[tei-council] Values of @xml:lang on <exemplum>

Laurent Romary laurent.romary at loria.fr
Thu Apr 30 16:03:08 EDT 2009


If we were in an ideal world I would like to see the following  
guidelines adopted:
- xml:lang is used rigourously to identify the working language (the  
rule of thumb is: what spelling checker would I apply to this content)
- we create an @objectLang attribute which is only used when we know  
that a certain content is "about" a certain language.
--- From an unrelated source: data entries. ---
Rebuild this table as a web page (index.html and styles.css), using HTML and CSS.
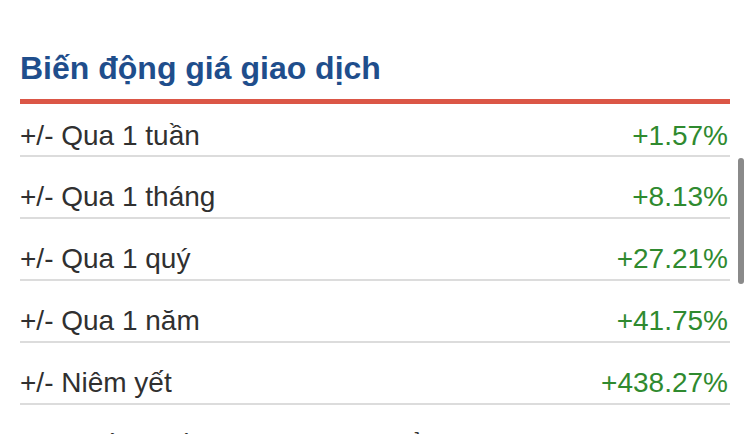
FILE: index.html
```html
<!DOCTYPE html>
<html lang="vi">
<head>
<meta charset="utf-8">
<link rel="stylesheet" href="styles.css">
</head>
<body>
<section class="panel">
  <h2 class="title">Biến động giá giao dịch</h2>
  <ul class="rows">
    <li class="row"><span class="label">+/- Qua 1 tuần</span><span class="value">+1.57%</span></li>
    <li class="row"><span class="label">+/- Qua 1 tháng</span><span class="value">+8.13%</span></li>
    <li class="row"><span class="label">+/- Qua 1 quý</span><span class="value">+27.21%</span></li>
    <li class="row"><span class="label">+/- Qua 1 năm</span><span class="value">+41.75%</span></li>
    <li class="row"><span class="label">+/- Niêm yết</span><span class="value">+438.27%</span></li>
    <li class="row row-next"><span class="label">Cao nhất 52 tuần (giá trị đã khớp kể từ năm)</span><span class="value"></span></li>
  </ul>
</section>
<div class="scrollbar"></div>
</body>
</html>
```
FILE: styles.css
```css
html, body {
  margin: 0;
  padding: 0;
  background: #ffffff;
  overflow: hidden;
  height: 434px;
}
body {
  font-family: "Liberation Sans", Arial, sans-serif;
}
.panel {
  padding: 50px 20px 0 20px;
}
.title {
  margin: 0;
  font-size: 32px;
  line-height: 36px;
  font-weight: bold;
  color: #1f4e8c;
  padding-bottom: 13px;
  border-bottom: 5px solid #db5646;
}
.rows {
  list-style: none;
  margin: 0;
  padding: 0;
}
.row {
  display: flex;
  justify-content: space-between;
  box-sizing: content-box;
  padding: 24px 2px 0 0;
  height: 36px;
  border-bottom: 2px solid #dcdcdc;
  font-size: 28px;
  line-height: 32px;
  white-space: nowrap;
}
.row:first-child {
  padding-top: 16px;
  height: 35px;
}
.row-next {
  font-size: 25px;
  padding-top: 23px;
}
.label {
  color: #303030;
}
.value {
  color: #2f8a2f;
}
.scrollbar {
  position: absolute;
  left: 738px;
  top: 158px;
  width: 6px;
  height: 126px;
  border-radius: 3px;
  background: #8a8a8a;
}
```
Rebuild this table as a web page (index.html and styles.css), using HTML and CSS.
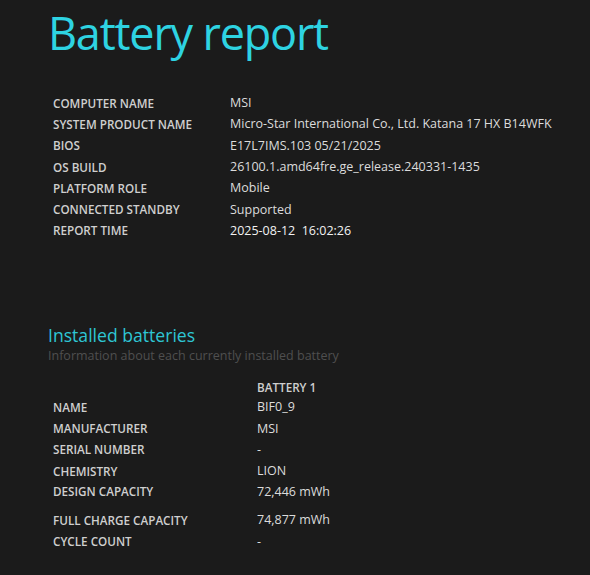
FILE: index.html
```html
<!DOCTYPE html>
<html>
<head>
<meta charset="utf-8">
<link rel="stylesheet" href="styles.css">
</head>
<body>
<h1 class="title">Battery report</h1>
<table class="info">
<tr><td class="label">COMPUTER NAME</td><td class="value">MSI</td></tr>
<tr><td class="label">SYSTEM PRODUCT NAME</td><td class="value">Micro-Star International Co., Ltd. Katana 17 HX B14WFK</td></tr>
<tr><td class="label">BIOS</td><td class="value">E17L7IMS.103 05/21/2025</td></tr>
<tr><td class="label">OS BUILD</td><td class="value">26100.1.amd64fre.ge_release.240331-1435</td></tr>
<tr><td class="label">PLATFORM ROLE</td><td class="value">Mobile</td></tr>
<tr><td class="label">CONNECTED STANDBY</td><td class="value">Supported</td></tr>
<tr><td class="label">REPORT TIME</td><td class="value bright">2025-08-12&nbsp;&nbsp;16:02:26</td></tr>
</table>
<h2 class="section">Installed batteries</h2>
<div class="subtitle">Information about each currently installed battery</div>
<table class="batt">
<tr class="headrow"><td class="label"></td><td class="label head">BATTERY 1</td></tr>
<tr><td class="label">NAME</td><td class="value">BIF0_9</td></tr>
<tr><td class="label">MANUFACTURER</td><td class="value">MSI</td></tr>
<tr><td class="label">SERIAL NUMBER</td><td class="value">-</td></tr>
<tr><td class="label">CHEMISTRY</td><td class="value">LION</td></tr>
<tr class="gap"><td class="label">DESIGN CAPACITY</td><td class="value">72,446 mWh</td></tr>
<tr><td class="label">FULL CHARGE CAPACITY</td><td class="value">74,877 mWh</td></tr>
<tr><td class="label">CYCLE COUNT</td><td class="value">-</td></tr>
</table>
</body>
</html>
```
FILE: styles.css
```css
html, body {
  margin: 0;
  padding: 0;
  background: #1b1b1b;
}
body {
  font-family: "Open Sans", "Noto Sans", sans-serif;
  color: #dedede;
  padding: 0 0 0 48px;
  height: 575px;
  overflow: hidden;
}
.title {
  margin: 0;
  padding-top: 2px;
  font-size: 45px;
  font-weight: 400;
  color: #2ed3e2;
  line-height: 62px;
  letter-spacing: -1.2px;
}
.info {
  border-collapse: collapse;
  margin: 28px 0 0 0;
}
.info td, .batt td {
  padding: 0 5px;
  height: 21.3px;
  vertical-align: middle;
  white-space: nowrap;
}
.label {
  font-size: 11.7px;
  font-weight: 600;
  color: #cfcfcf;
  width: 167px;
}
.batt .label {
  width: 194px;
}
.value {
  font-size: 12.5px;
  color: #dcdcdc;
  padding-top: 1px;
}
.bright {
  color: #f2f2f2;
}
.section {
  margin: 82px 0 0 0;
  font-size: 17.6px;
  font-weight: 500;
  color: #2ec6d4;
  line-height: 24px;
}
.subtitle {
  font-size: 12.5px;
  color: #4f4f4f;
  line-height: 18px;
}
.batt {
  border-collapse: collapse;
  margin-top: 12px;
}
.batt .headrow td {
  height: 19px;
}
.batt .head {
  color: #cfcfcf;
}
.batt .gap td {
  height: 26px;
  vertical-align: top;
  padding-top: 2px;
}
```
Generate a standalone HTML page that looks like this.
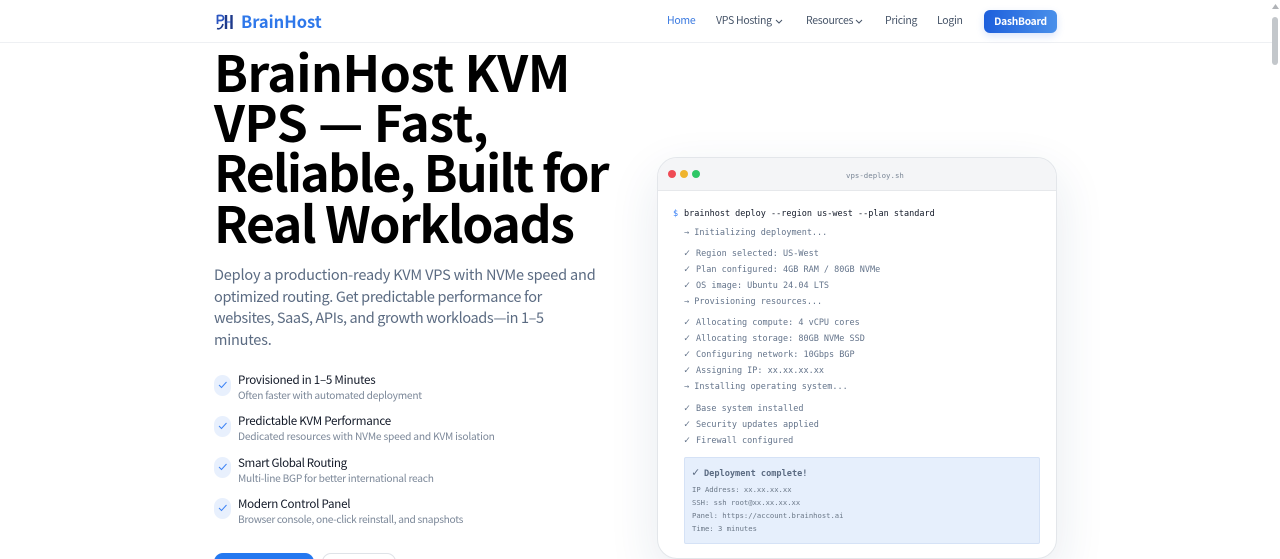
<!DOCTYPE html>
<html><head><meta charset="utf-8"><style>
html,body{margin:0;padding:0;width:1280px;height:559px;overflow:hidden;background:#fff}
body{font-family:"Noto Sans CJK SC","Liberation Sans",sans-serif;position:relative}
.a{position:absolute;white-space:nowrap}
.nav{font-size:10.5px;color:#475569;top:14px;line-height:14px;letter-spacing:-.3px}
h1{margin:0;position:absolute;left:214px;top:45.5px;font-size:50px;line-height:50.4px;font-weight:700;color:#000;letter-spacing:-.55px;white-space:nowrap}
.sub{left:214px;font-size:14.5px;line-height:22px;color:#5b6b82}
.t{left:238px;font-size:11.6px;line-height:14px;color:#111827;letter-spacing:-.26px}
.d{left:238px;font-size:10.2px;line-height:14px;color:#7c8899;letter-spacing:-.25px}
.ic{position:absolute;left:214px;width:17px;height:21px;border-radius:9px;background:#e8f0fd}
.m{font-family:"DejaVu Sans Mono",monospace;font-size:8.5px;line-height:12px;color:#64748b;left:684px}
.m i{display:inline-block;width:12px;font-style:normal;font-size:10px;line-height:10px}
</style></head><body>
<div class="a" style="left:0;top:0;width:1280px;height:43px;border-bottom:1px solid #eef0f3;box-sizing:border-box"></div>
<svg class="a" style="left:216px;top:14px" width="17" height="16" viewBox="0 0 17 16"><path d="M1.5 1v9M1.5 1.5h3.5a2.3 2.3 0 0 1 0 5H1.5" fill="none" stroke="#2b55c0" stroke-width="1.8"/><path d="M1 14.5c3 1 5-1 6-4.5" fill="none" stroke="#1e3a8a" stroke-width="1.6"/><path d="M10 1v14M15.5 1v14" stroke="#1e3a8a" stroke-width="2.4"/><path d="M10 8h5" stroke="#2b55c0" stroke-width="1"/></svg>
<div class="a" style="left:241px;top:10px;font-size:16.5px;line-height:22px;font-weight:700;color:#2f78ea">BrainHost</div>
<div class="a nav" style="left:667px;color:#3b7ae0">Home</div>
<div class="a nav" style="left:716px">VPS Hosting</div>
<svg class="a" style="left:775px;top:19px" width="8" height="5"><path d="M1 1l3 3 3-3" fill="none" stroke="#475569"/></svg>
<div class="a nav" style="left:806px">Resources</div>
<svg class="a" style="left:855px;top:19px" width="8" height="5"><path d="M1 1l3 3 3-3" fill="none" stroke="#475569"/></svg>
<div class="a nav" style="left:885px">Pricing</div>
<div class="a nav" style="left:937px">Login</div>
<div class="a" style="left:984px;top:10px;width:73px;height:23px;border-radius:6px;background:linear-gradient(90deg,#1d5fdc,#4a90ea);box-shadow:0 3px 8px rgba(37,99,235,.18);color:#fff;font-size:10.2px;font-weight:700;line-height:22px;text-align:center;letter-spacing:-.25px">DashBoard</div>
<div class="a" style="left:1272px;top:0;width:8px;height:559px;background:#fff"></div>
<div class="a" style="left:1272px;top:17px;width:6px;height:48px;border-radius:3px;background:#c3c7cb"></div>
<svg class="a" style="left:1272px;top:4px" width="7" height="5"><path d="M3.5 0L7 5H0z" fill="#b0b3b7"/></svg>

<h1>BrainHost KVM<br>VPS — Fast,<br><span style="letter-spacing:-1.8px">Reliable, Built for</span><br><span style="letter-spacing:-1.5px">Real Workloads</span></h1>
<div class="a sub" style="top:264px;letter-spacing:-.17px">Deploy a production-ready KVM VPS with NVMe speed and</div>
<div class="a sub" style="top:286px;letter-spacing:-.33px">optimized routing. Get predictable performance for</div>
<div class="a sub" style="top:307px;letter-spacing:-.38px">websites, SaaS, APIs, and growth workloads—in 1–5</div>
<div class="a sub" style="top:329px;letter-spacing:-.2px">minutes.</div>

<div class="ic" style="top:375px"></div><svg class="a" style="left:218px;top:380px" width="10" height="9"><path d="M1 5l2.5 2.5L8.5 2" fill="none" stroke="#3b82f6" stroke-width="1"/></svg>
<div class="a t" style="top:373px">Provisioned in 1–5 Minutes</div><div class="a d" style="top:388px">Often faster with automated deployment</div>
<div class="ic" style="top:416px"></div><svg class="a" style="left:218px;top:421px" width="10" height="9"><path d="M1 5l2.5 2.5L8.5 2" fill="none" stroke="#3b82f6" stroke-width="1"/></svg>
<div class="a t" style="top:414px">Predictable KVM Performance</div><div class="a d" style="top:429px;letter-spacing:-.19px">Dedicated resources with NVMe speed and KVM isolation</div>
<div class="ic" style="top:457px"></div><svg class="a" style="left:218px;top:462px" width="10" height="9"><path d="M1 5l2.5 2.5L8.5 2" fill="none" stroke="#3b82f6" stroke-width="1"/></svg>
<div class="a t" style="top:456px;letter-spacing:-.35px">Smart Global Routing</div><div class="a d" style="top:471px">Multi-line BGP for better international reach</div>
<div class="ic" style="top:498px"></div><svg class="a" style="left:218px;top:503px" width="10" height="9"><path d="M1 5l2.5 2.5L8.5 2" fill="none" stroke="#3b82f6" stroke-width="1"/></svg>
<div class="a t" style="top:497px">Modern Control Panel</div><div class="a d" style="top:512px;letter-spacing:-.32px">Browser console, one-click reinstall, and snapshots</div>

<div class="a" style="left:214px;top:553px;width:100px;height:30px;border-radius:9px;background:#2478f0"></div>
<div class="a" style="left:322px;top:553px;width:72px;height:30px;border-radius:9px;background:#fff;border:1px solid #dfe3e8"></div>

<div class="a" style="left:657px;top:157px;width:400px;height:402px;box-sizing:border-box;border-radius:20px;border:1px solid #e3e6ea;background:#fff;box-shadow:0 18px 50px rgba(30,60,110,.11);overflow:hidden">
<div style="height:32px;background:#f4f5f7;border-bottom:1px solid #e6e8eb"></div>
</div>
<div class="a" style="left:668px;top:170px;width:8px;height:8px;border-radius:50%;background:#ef4b55"></div>
<div class="a" style="left:680px;top:170px;width:8px;height:8px;border-radius:50%;background:#efb42e"></div>
<div class="a" style="left:692px;top:170px;width:8px;height:8px;border-radius:50%;background:#2ec766"></div>
<div class="a m" style="left:846px;top:170px;font-size:7.4px;color:#7a8696">vps-deploy.sh</div>

<div class="a m" style="left:673px;top:208px;color:#3b82f6">$</div>
<div class="a m" style="top:208px;color:#111827">brainhost deploy --region us-west --plan standard</div>
<div class="a m" style="top:227px">→ Initializing deployment...</div>
<div class="a m" style="top:248px"><i>✓</i>Region selected: US-West</div>
<div class="a m" style="top:264px"><i>✓</i>Plan configured: 4GB RAM / 80GB NVMe</div>
<div class="a m" style="top:280px"><i>✓</i>OS image: Ubuntu 24.04 LTS</div>
<div class="a m" style="top:296px">→ Provisioning resources...</div>
<div class="a m" style="top:317px"><i>✓</i>Allocating compute: 4 vCPU cores</div>
<div class="a m" style="top:333px"><i>✓</i>Allocating storage: 80GB NVMe SSD</div>
<div class="a m" style="top:349px"><i>✓</i>Configuring network: 10Gbps BGP</div>
<div class="a m" style="top:365px"><i>✓</i>Assigning IP: xx.xx.xx.xx</div>
<div class="a m" style="top:381px">→ Installing operating system...</div>
<div class="a m" style="top:403px"><i>✓</i>Base system installed</div>
<div class="a m" style="top:419px"><i>✓</i>Security updates applied</div>
<div class="a m" style="top:435px"><i>✓</i>Firewall configured</div>

<div class="a" style="left:684px;top:457px;width:356px;height:87px;box-sizing:border-box;background:#e6effc;border:1px solid #d5e2f6;border-radius:2px"></div>
<div class="a m" style="left:692px;top:467px;font-size:8.6px;font-weight:700;color:#5b6b82"><i style="font-size:12px">✓</i>Deployment complete!</div>
<div class="a m" style="left:692px;top:484px;font-size:7.2px;color:#6b7888">IP Address: xx.xx.xx.xx</div>
<div class="a m" style="left:692px;top:497px;font-size:7.2px;color:#6b7888">SSH: ssh root@xx.xx.xx.xx</div>
<div class="a m" style="left:692px;top:510px;font-size:7.2px;color:#6b7888">Panel: https://account.brainhost.ai</div>
<div class="a m" style="left:692px;top:523px;font-size:7.2px;color:#6b7888">Time: 3 minutes</div>
</body></html>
A typical  
example would be a dictionary entry, a gloss about a foreign word,  
etc. @objectLang could come with an @scheme so that we are not tied to  
the strict xml:lang constraints there (we may want to refer to  
language famillies as in ISO 639 part 5. (do we need an attr. class?).  
@objectLang is inherited just xml:lang is.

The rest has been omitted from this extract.